Ainsi signé : Par le roy, à la relacion du Conseil : Pouffé.


1 Jacques Gillier, fils aîné de Jean, seigneur de la Villedieu-de-Comblé (sur lequel voy. notre avant-dernier vol. Arch. hist. du Poitou, t. XXXV, p. 206) et de Françoise Mehée, licencié ès lois, fut aussi, après la mort de son père qui vivait encore à la date de la présente rémission, seigneur de la Villedieu et de Saint-Georges. Le 18 décembre 1463, par lettres patentes données à Saint-Riquier, il avait été pourvu, à la requête d’Etienne Gillier, sr des Rosiers, son grand-père, et sur la présentation de la reine douairière Marie d’Anjou, comtesse de Saintonge, de l’office de procureur du roi en Saintonge et au gouvernement de la Rochelle, en remplacement de sondit aïeul et nonobstant la nomination d’un nommé Méry Rabeau, d’ailleurs révoqué. (Bibl. nat., ms. fr. 27808, Pièces orig. 1324, n° 35.) Les numéros 37 à 39 du même volume sont des quittances de gages dudit office scellées des armes dudit Jacques Gillier, des 12 mai 1464, 10 juillet 1466 et 19 janvier 1467 n.s., gages qui s’élevaient à 50 livres par an. Louis XI, après la mort de son frère le duc de Guyenne, confirma Jacques dans la jouissance de cet office (lettres datées de La Rochelle, le 25 mai 1472, qui sont accompagnées de deux autres quittances de gages, l’une du 11 juillet 1474, l’autre du 3 décembre 1480). (Id., ibid., nos 42, 43, 44.) Le 14 décembre 1484, alors seigneur de la Villedieu-de-Comblé, Jacques Gillier rendit aveu au roi de l’office fieffé de clerc du greffe des présentations du Poitou. (Arch. nat., P. 1145, fol. 144), dont Charles VIII, le 20 août 1485, lui confirma le don qui avait été fait à son bisaïeul Denis Gillier et à ses héritiers par Jean duc de Berry, comte de Poitou. (Arch. de la Vienne, E2 253.) De Marie Le Ferron, dame de Petousse, sa femme, il eut deux fils et sept filles et décéda avant le 15 février 1489, date d’un nouvel aveu de l’office de clerc des présentations, fait par sa veuve, au nom de ses fils mineurs. (Cf. Beauchet-Filleau, Dict. des familles du Poitou, 2e édit., t. IV, p. 140.) Marie Le Ferron lui survécut près de cinquante ans ; le 15 février 1537 n.s., elle rendait aveu au roi, en qualité de tutrice de ses petits-enfants mineurs, Joachim, Marie et Renée Gillier, fils et filles de feu François Gillier, sr de Saint-Georges de Longuepierre et de Louise de la Rochandry, du fief de Saugé à Bagnault, mouvant de Lusignan. (Arch. nat., P. 5562, n° 781.)

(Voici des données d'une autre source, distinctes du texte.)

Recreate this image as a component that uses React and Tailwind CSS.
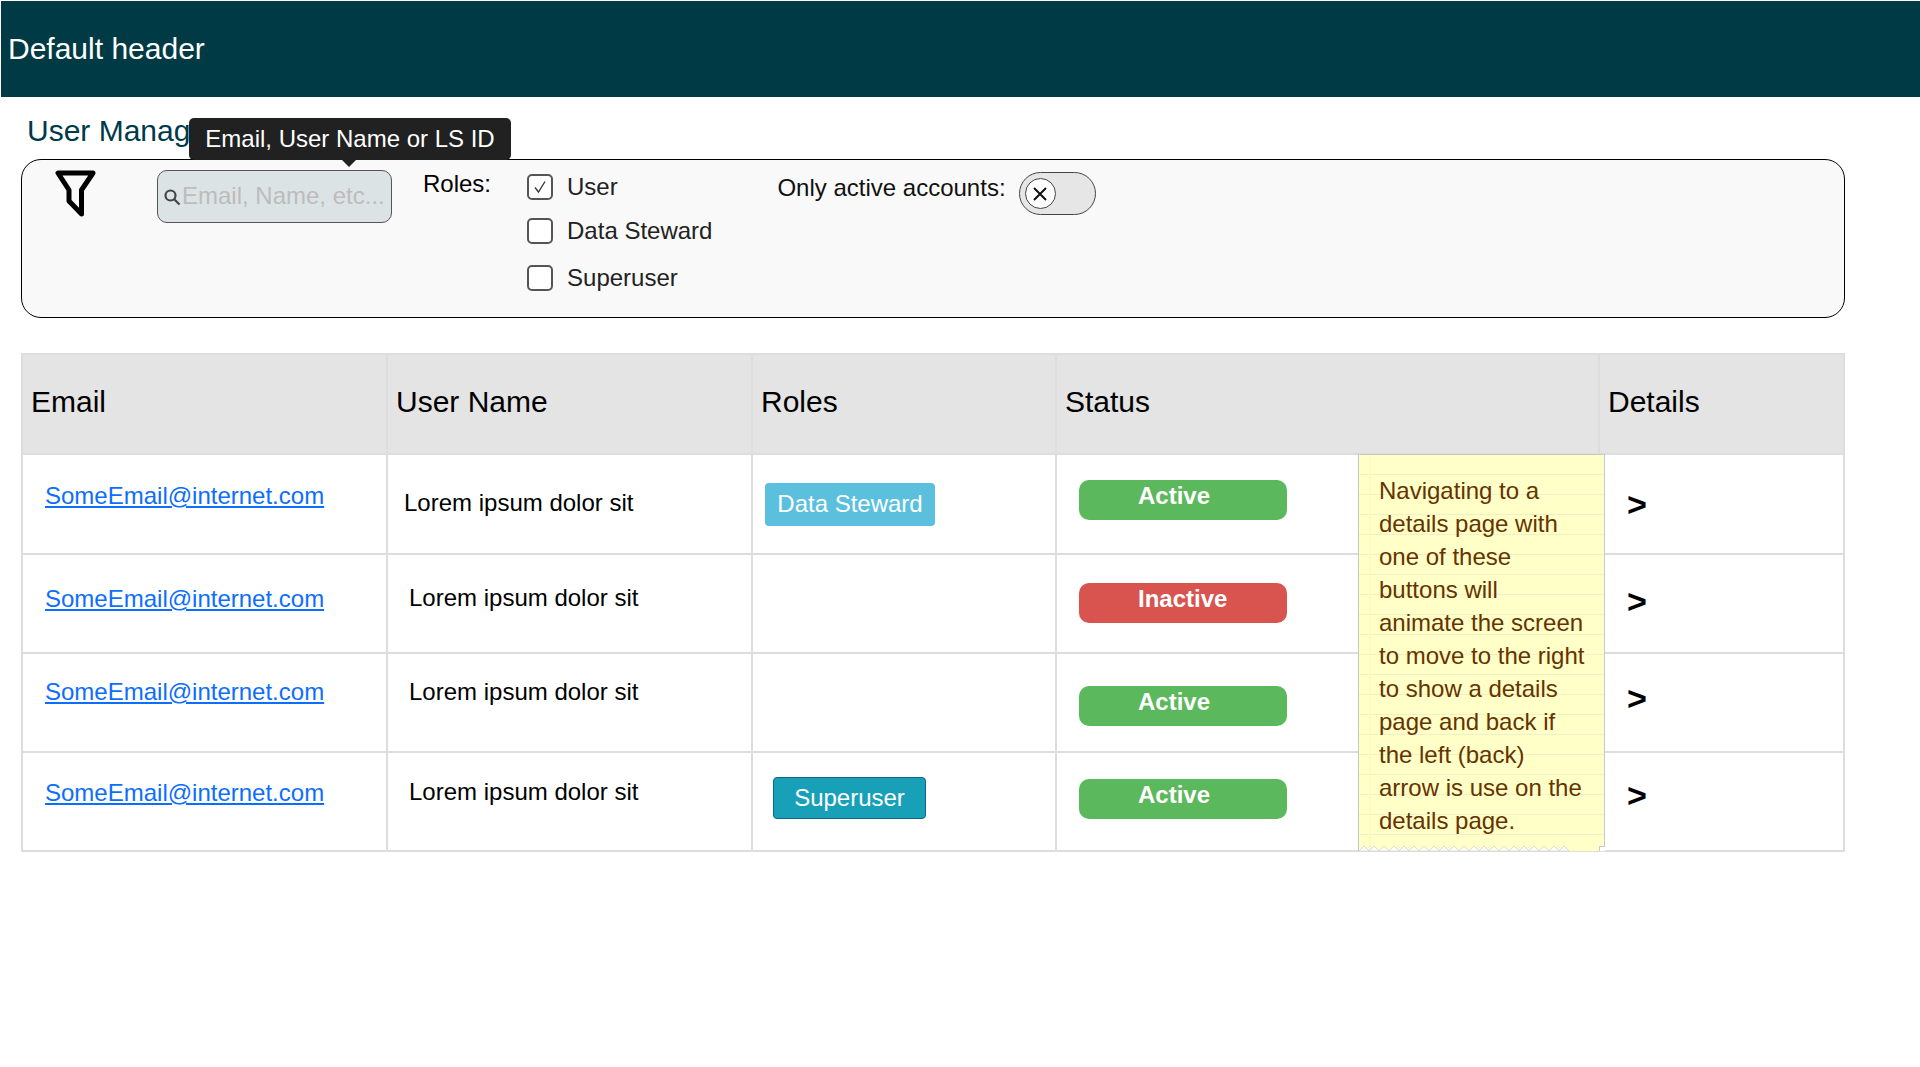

2 Etienne Le Ferron, écuyer, était sans doute un frère de la femme de Jacques Gillier, fils non mentionné d’Yves Le Ferron, écuyer, seigneur de Petousse (Exoudun, Deux-Sèvres), qui fut maire de La Rochelle en 1458 et de Marie de La Lande ou de Perrette Massicot qui était sa veuve en 1473. Ses sœurs connues, disent MM. Beauchet-Filleau (ce doit être une erreur, puisque nous venons de voir qu’elle vivait encore en 1537), étaient Marie, mariée vers 1460 au seigneur de la Villedieu-de-Comblé, et Perrette qui épousa Antoine de Montbron. (Dict. des familles du Poitou, t. III, p. 409.)

3 Guillaume Gillier, chef de la branche des seigneurs de Salles, était le quatrième fils de Jean, sr de la Villedieu et de Françoise Mehée ; marié le 19 juillet 1473 à Jeanne Jousseaume, il décéda avant 1504, laissant deux fils et quatre filles. (Id., t. IV, p. 144.) Guillaume Gillier est dit seigneur de Gastebourse, du ressort de la Mothe-Sainte-Héraye, au ban de nov.-déc. 1491, où il figure pour lui et pour la veuve de son frère Jacques, représentée par un homme d’armes et deux archers. (Roolles des bans et arrière-bans de la province du Poitou, Xaintonge et Angoumois, 1667, p. 88.)

4 Ce nom est dit la prée Mothoyse dans les lettres pour G. Blanchart. (Acte qui suit immédiatement celui-ci.)

5 Sic, corr. « Poictou ».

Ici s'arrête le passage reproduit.